[WHAT IS REQUIRED]
Leave out the pictures and copy everything else below exactly.

[Entries with page source code]

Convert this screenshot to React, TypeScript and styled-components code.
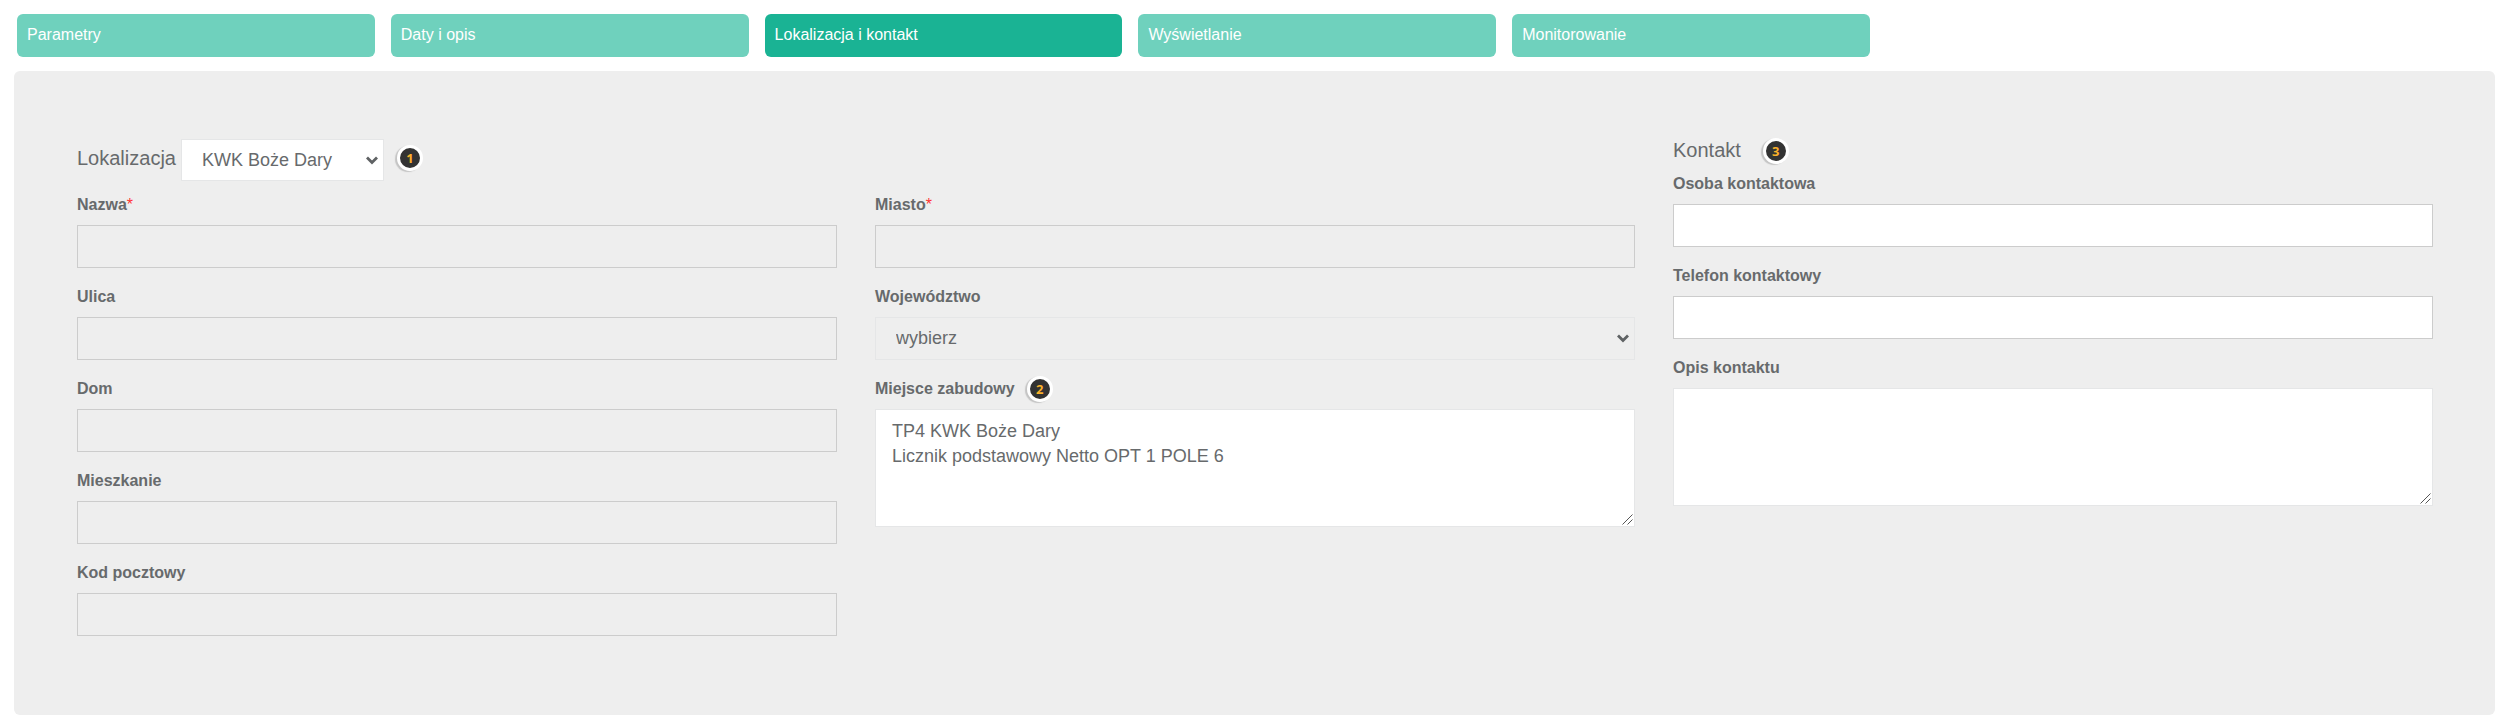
import React from "react";
import styled, { createGlobalStyle, css } from "styled-components";

const GlobalStyle = createGlobalStyle`
  *, *::before, *::after { box-sizing: border-box; }
  body {
    margin: 0;
    background: #fff;
    color: #676a6c;
    font-family: "Liberation Sans", Arial, sans-serif;
    font-size: 16px;
    line-height: 24px;
  }
`;

const Page = styled.main`
  padding: 14px 18px 1px 14px;
`;

const Tabs = styled.nav`
  display: flex;
  margin: 0 -6px 14px -5px;
`;

const TabItem = styled.div`
  flex: 0 0 15%;
  padding: 0 8px;
`;

const Tab = styled.button<{ $active: boolean }>`
  display: block;
  width: 100%;
  height: 43px;
  padding: 0 10px 2px;
  border: 0;
  border-radius: 6px;
  background: ${(p) => (p.$active ? "#1ab394" : "#6fd1bd")};
  color: #fff;
  font: inherit;
  text-align: left;
  cursor: pointer;
`;

const Panel = styled.form`
  display: grid;
  grid-template-columns: repeat(3, minmax(0, 1fr));
  column-gap: 38px;
  padding: 68px 62px 62px 63px;
  border-radius: 6px;
  background: #eee;
`;

const Location = styled.fieldset`
  grid-column: span 2;
  min-width: 0;
  margin: 0;
  padding: 0;
  border: 0;
`;

const Columns = styled.div`
  display: grid;
  grid-template-columns: repeat(2, minmax(0, 1fr));
  column-gap: 38px;
`;

const Column = styled.div`
  min-width: 0;
`;

const LocationHeading = styled.div`
  display: flex;
  align-items: center;
  height: 42px;
  margin-bottom: 12px;
`;

const ContactHeading = styled.div`
  display: flex;
  align-items: center;
  height: 24px;
  margin-bottom: 9px;
`;

const titleText = css`
  font-size: 20px;
  font-weight: 400;
  line-height: 24px;
`;

const TitleLabel = styled.label`
  ${titleText}
  margin: 0 5px 4px 0;
`;

const Title = styled.h2`
  ${titleText}
  margin: 0 22px 2px 0;
`;

const Badge = styled.span`
  display: flex;
  flex: none;
  align-items: center;
  justify-content: center;
  width: 26px;
  height: 26px;
  border: 3px solid #fff;
  border-radius: 50%;
  background: #333;
  box-shadow: -2px 1px 1px #c4c4c4;
  color: #fbb12a;
  font: 700 13px/20px "Open Sans", sans-serif;
`;

const HeadingBadge = styled(Badge)`
  margin: 0 0 4px 13px;
`;

const Field = styled.div`
  margin-bottom: 17px;
`;

const LabelRow = styled.div`
  display: flex;
  align-items: center;
  gap: 12px;
  height: 24px;
  margin-bottom: 8px;
`;

const Label = styled.label`
  font-weight: 700;
`;

const Required = styled.span`
  color: #f33;
  font-weight: 400;
`;

const control = css`
  display: block;
  width: 100%;
  border: 1px solid #e5e6e7;
  border-radius: 0;
  background: #fff;
  color: #676a6c;
  font: 18px/25px "Liberation Sans", Arial, sans-serif;
  opacity: 1;
  &:disabled { background: #eee; }
`;

const Input = styled.input`
  ${control}
  height: 43px;
  padding: 8px 16px;
  border-color: #ccc;
`;

const ControlBox = styled.div<{ $width?: string }>`
  position: relative;
  width: ${(p) => p.$width ?? "100%"};
`;

const Select = styled.select`
  ${control}
  height: 42px;
  padding: 0 30px 0 20px;
  appearance: none;
`;

const FormSelect = styled(Select)`
  height: 43px;
`;

const Chevron = styled.svg`
  position: absolute;
  right: 6px;
  top: 17px;
  width: 12px;
  height: 9px;
  pointer-events: none;
`;

const TextArea = styled.textarea`
  ${control}
  height: 118px;
  padding: 9px 16px 8px;
  resize: vertical;
  &::-webkit-resizer { display: none; }
`;

const Grip = styled.svg`
  position: absolute;
  right: 2px;
  bottom: 2px;
  width: 11px;
  height: 11px;
  pointer-events: none;
`;

const Arrow = () => (
  <Chevron viewBox="0 0 12 9" aria-hidden="true">
    <path d="M1 1.5 6 6.5 11 1.5" fill="none" stroke="#5f6264" strokeWidth="2.8" />
  </Chevron>
);

const ResizeGrip = () => (
  <Grip viewBox="0 0 11 11" aria-hidden="true">
    <path d="M.5 10.5 10.5 .5M5.5 10.5 10.5 5.5" stroke="#555" strokeWidth="1" />
  </Grip>
);

type FieldProps = {
  id: string;
  label: string;
  required?: boolean;
  badge?: number;
  children: React.ReactNode;
};

const FormField = ({ id, label, required, badge, children }: FieldProps) => (
  <Field>
    <LabelRow>
      <Label htmlFor={id}>
        {label}
        {required && <Required>*</Required>}
      </Label>
      {badge && <Badge>{badge}</Badge>}
    </LabelRow>
    {children}
  </Field>
);

const tabs = ["Parametry", "Daty i opis", "Lokalizacja i kontakt", "Wyświetlanie", "Monitorowanie"];

const addressFields = [
  { id: "nazwa", label: "Nazwa", required: true },
  { id: "ulica", label: "Ulica" },
  { id: "dom", label: "Dom" },
  { id: "mieszkanie", label: "Mieszkanie" },
  { id: "kod", label: "Kod pocztowy" },
];

const contactFields = [
  { id: "osoba", label: "Osoba kontaktowa" },
  { id: "telefon", label: "Telefon kontaktowy" },
];

export default function App() {
  return (
    <>
      <GlobalStyle />
      <Page>
        <Tabs>
          {tabs.map((name, i) => (
            <TabItem key={name}>
              <Tab type="button" $active={i === 2} aria-current={i === 2 ? "step" : undefined}>
                {name}
              </Tab>
            </TabItem>
          ))}
        </Tabs>
        <Panel>
          <Location>
            <LocationHeading>
              <TitleLabel htmlFor="lokalizacja">Lokalizacja</TitleLabel>
              <ControlBox $width="203px">
                <Select id="lokalizacja">
                  <option>KWK Boże Dary</option>
                </Select>
                <Arrow />
              </ControlBox>
              <HeadingBadge>1</HeadingBadge>
            </LocationHeading>
            <Columns>
              <Column>
                {addressFields.map((f) => (
                  <FormField key={f.id} {...f}>
                    <Input id={f.id} type="text" disabled />
                  </FormField>
                ))}
              </Column>
              <Column>
                <FormField id="miasto" label="Miasto" required>
                  <Input id="miasto" type="text" disabled />
                </FormField>
                <FormField id="wojewodztwo" label="Województwo">
                  <ControlBox>
                    <FormSelect id="wojewodztwo" disabled>
                      <option>wybierz</option>
                    </FormSelect>
                    <Arrow />
                  </ControlBox>
                </FormField>
                <FormField id="miejsce" label="Miejsce zabudowy" badge={2}>
                  <ControlBox>
                    <TextArea
                      id="miejsce"
                      defaultValue={"TP4 KWK Boże Dary\nLicznik podstawowy Netto OPT 1 POLE 6"}
                    />
                    <ResizeGrip />
                  </ControlBox>
                </FormField>
              </Column>
            </Columns>
          </Location>
          <Column>
            <ContactHeading>
              <Title>Kontakt</Title>
              <Badge>3</Badge>
            </ContactHeading>
            {contactFields.map((f) => (
              <FormField key={f.id} {...f}>
                <Input id={f.id} type="text" />
              </FormField>
            ))}
            <FormField id="opis" label="Opis kontaktu">
              <ControlBox>
                <TextArea id="opis" />
                <ResizeGrip />
              </ControlBox>
            </FormField>
          </Column>
        </Panel>
      </Page>
    </>
  );
}
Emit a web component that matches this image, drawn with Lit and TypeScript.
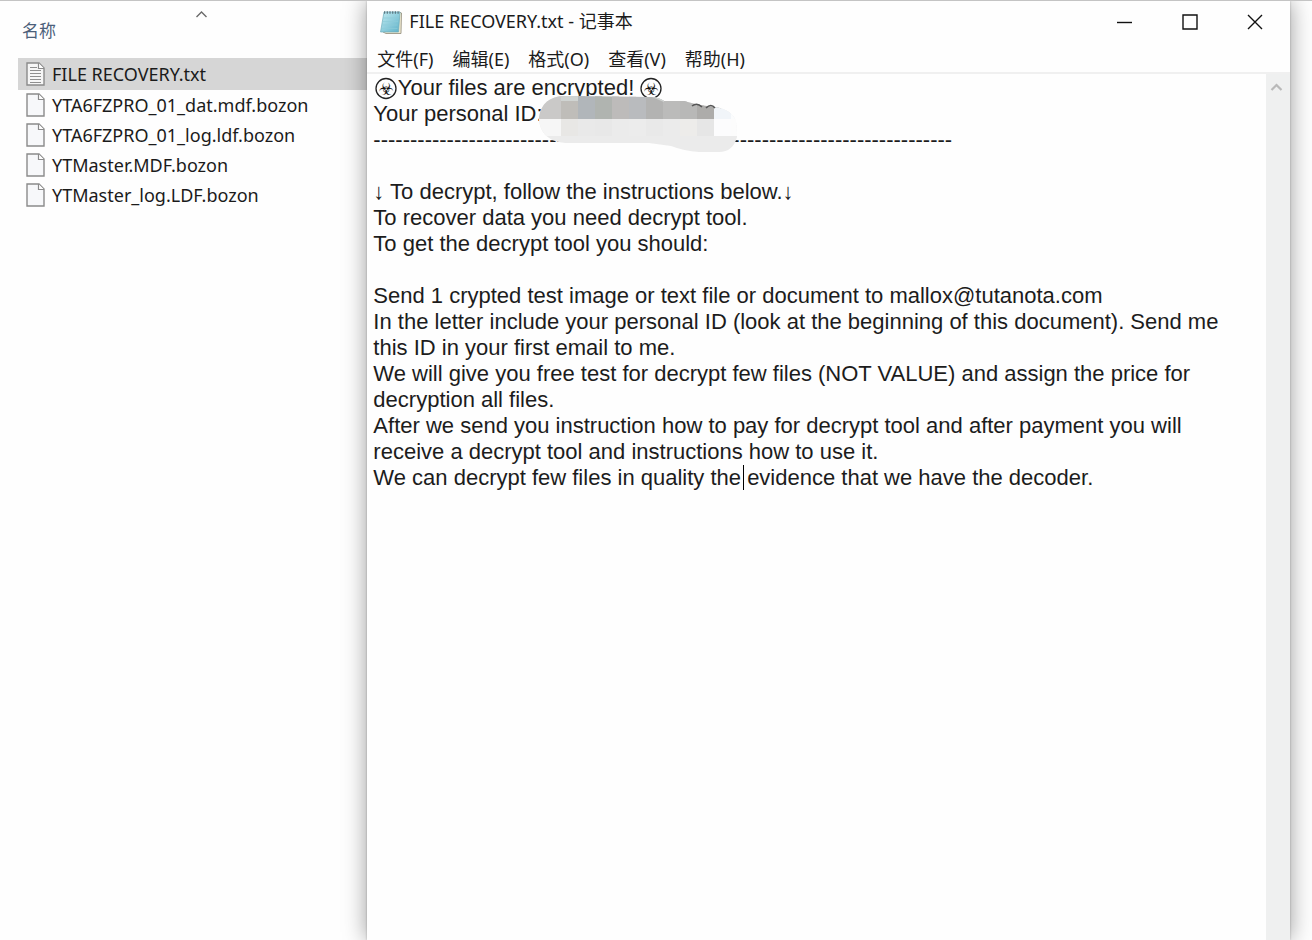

[SOLUTION TO THE PROBLEM]
Convert this screenshot to React, TypeScript and styled-components code.
import React from "react";
import styled, { createGlobalStyle, css } from "styled-components";

const GlobalStyle = createGlobalStyle`
  *, *::before, *::after { box-sizing: border-box; }
  body {
    margin: 0;
    background: #fff;
    color: #676a6c;
    font-family: "Liberation Sans", Arial, sans-serif;
    font-size: 16px;
    line-height: 24px;
  }
`;

const Page = styled.main`
  padding: 14px 18px 1px 14px;
`;

const Tabs = styled.nav`
  display: flex;
  margin: 0 -6px 14px -5px;
`;

const TabItem = styled.div`
  flex: 0 0 15%;
  padding: 0 8px;
`;

const Tab = styled.button<{ $active: boolean }>`
  display: block;
  width: 100%;
  height: 43px;
  padding: 0 10px 2px;
  border: 0;
  border-radius: 6px;
  background: ${(p) => (p.$active ? "#1ab394" : "#6fd1bd")};
  color: #fff;
  font: inherit;
  text-align: left;
  cursor: pointer;
`;

const Panel = styled.form`
  display: grid;
  grid-template-columns: repeat(3, minmax(0, 1fr));
  column-gap: 38px;
  padding: 68px 62px 62px 63px;
  border-radius: 6px;
  background: #eee;
`;

const Location = styled.fieldset`
  grid-column: span 2;
  min-width: 0;
  margin: 0;
  padding: 0;
  border: 0;
`;

const Columns = styled.div`
  display: grid;
  grid-template-columns: repeat(2, minmax(0, 1fr));
  column-gap: 38px;
`;

const Column = styled.div`
  min-width: 0;
`;

const LocationHeading = styled.div`
  display: flex;
  align-items: center;
  height: 42px;
  margin-bottom: 12px;
`;

const ContactHeading = styled.div`
  display: flex;
  align-items: center;
  height: 24px;
  margin-bottom: 9px;
`;

const titleText = css`
  font-size: 20px;
  font-weight: 400;
  line-height: 24px;
`;

const TitleLabel = styled.label`
  ${titleText}
  margin: 0 5px 4px 0;
`;

const Title = styled.h2`
  ${titleText}
  margin: 0 22px 2px 0;
`;

const Badge = styled.span`
  display: flex;
  flex: none;
  align-items: center;
  justify-content: center;
  width: 26px;
  height: 26px;
  border: 3px solid #fff;
  border-radius: 50%;
  background: #333;
  box-shadow: -2px 1px 1px #c4c4c4;
  color: #fbb12a;
  font: 700 13px/20px "Open Sans", sans-serif;
`;

const HeadingBadge = styled(Badge)`
  margin: 0 0 4px 13px;
`;

const Field = styled.div`
  margin-bottom: 17px;
`;

const LabelRow = styled.div`
  display: flex;
  align-items: center;
  gap: 12px;
  height: 24px;
  margin-bottom: 8px;
`;

const Label = styled.label`
  font-weight: 700;
`;

const Required = styled.span`
  color: #f33;
  font-weight: 400;
`;

const control = css`
  display: block;
  width: 100%;
  border: 1px solid #e5e6e7;
  border-radius: 0;
  background: #fff;
  color: #676a6c;
  font: 18px/25px "Liberation Sans", Arial, sans-serif;
  opacity: 1;
  &:disabled { background: #eee; }
`;

const Input = styled.input`
  ${control}
  height: 43px;
  padding: 8px 16px;
  border-color: #ccc;
`;

const ControlBox = styled.div<{ $width?: string }>`
  position: relative;
  width: ${(p) => p.$width ?? "100%"};
`;

const Select = styled.select`
  ${control}
  height: 42px;
  padding: 0 30px 0 20px;
  appearance: none;
`;

const FormSelect = styled(Select)`
  height: 43px;
`;

const Chevron = styled.svg`
  position: absolute;
  right: 6px;
  top: 17px;
  width: 12px;
  height: 9px;
  pointer-events: none;
`;

const TextArea = styled.textarea`
  ${control}
  height: 118px;
  padding: 9px 16px 8px;
  resize: vertical;
  &::-webkit-resizer { display: none; }
`;

const Grip = styled.svg`
  position: absolute;
  right: 2px;
  bottom: 2px;
  width: 11px;
  height: 11px;
  pointer-events: none;
`;

const Arrow = () => (
  <Chevron viewBox="0 0 12 9" aria-hidden="true">
    <path d="M1 1.5 6 6.5 11 1.5" fill="none" stroke="#5f6264" strokeWidth="2.8" />
  </Chevron>
);

const ResizeGrip = () => (
  <Grip viewBox="0 0 11 11" aria-hidden="true">
    <path d="M.5 10.5 10.5 .5M5.5 10.5 10.5 5.5" stroke="#555" strokeWidth="1" />
  </Grip>
);

type FieldProps = {
  id: string;
  label: string;
  required?: boolean;
  badge?: number;
  children: React.ReactNode;
};

const FormField = ({ id, label, required, badge, children }: FieldProps) => (
  <Field>
    <LabelRow>
      <Label htmlFor={id}>
        {label}
        {required && <Required>*</Required>}
      </Label>
      {badge && <Badge>{badge}</Badge>}
    </LabelRow>
    {children}
  </Field>
);

const tabs = ["Parametry", "Daty i opis", "Lokalizacja i kontakt", "Wyświetlanie", "Monitorowanie"];

const addressFields = [
  { id: "nazwa", label: "Nazwa", required: true },
  { id: "ulica", label: "Ulica" },
  { id: "dom", label: "Dom" },
  { id: "mieszkanie", label: "Mieszkanie" },
  { id: "kod", label: "Kod pocztowy" },
];

const contactFields = [
  { id: "osoba", label: "Osoba kontaktowa" },
  { id: "telefon", label: "Telefon kontaktowy" },
];

export default function App() {
  return (
    <>
      <GlobalStyle />
      <Page>
        <Tabs>
          {tabs.map((name, i) => (
            <TabItem key={name}>
              <Tab type="button" $active={i === 2} aria-current={i === 2 ? "step" : undefined}>
                {name}
              </Tab>
            </TabItem>
          ))}
        </Tabs>
        <Panel>
          <Location>
            <LocationHeading>
              <TitleLabel htmlFor="lokalizacja">Lokalizacja</TitleLabel>
              <ControlBox $width="203px">
                <Select id="lokalizacja">
                  <option>KWK Boże Dary</option>
                </Select>
                <Arrow />
              </ControlBox>
              <HeadingBadge>1</HeadingBadge>
            </LocationHeading>
            <Columns>
              <Column>
                {addressFields.map((f) => (
                  <FormField key={f.id} {...f}>
                    <Input id={f.id} type="text" disabled />
                  </FormField>
                ))}
              </Column>
              <Column>
                <FormField id="miasto" label="Miasto" required>
                  <Input id="miasto" type="text" disabled />
                </FormField>
                <FormField id="wojewodztwo" label="Województwo">
                  <ControlBox>
                    <FormSelect id="wojewodztwo" disabled>
                      <option>wybierz</option>
                    </FormSelect>
                    <Arrow />
                  </ControlBox>
                </FormField>
                <FormField id="miejsce" label="Miejsce zabudowy" badge={2}>
                  <ControlBox>
                    <TextArea
                      id="miejsce"
                      defaultValue={"TP4 KWK Boże Dary\nLicznik podstawowy Netto OPT 1 POLE 6"}
                    />
                    <ResizeGrip />
                  </ControlBox>
                </FormField>
              </Column>
            </Columns>
          </Location>
          <Column>
            <ContactHeading>
              <Title>Kontakt</Title>
              <Badge>3</Badge>
            </ContactHeading>
            {contactFields.map((f) => (
              <FormField key={f.id} {...f}>
                <Input id={f.id} type="text" />
              </FormField>
            ))}
            <FormField id="opis" label="Opis kontaktu">
              <ControlBox>
                <TextArea id="opis" />
                <ResizeGrip />
              </ControlBox>
            </FormField>
          </Column>
        </Panel>
      </Page>
    </>
  );
}
Emit a web component that matches this image, drawn with Lit and TypeScript.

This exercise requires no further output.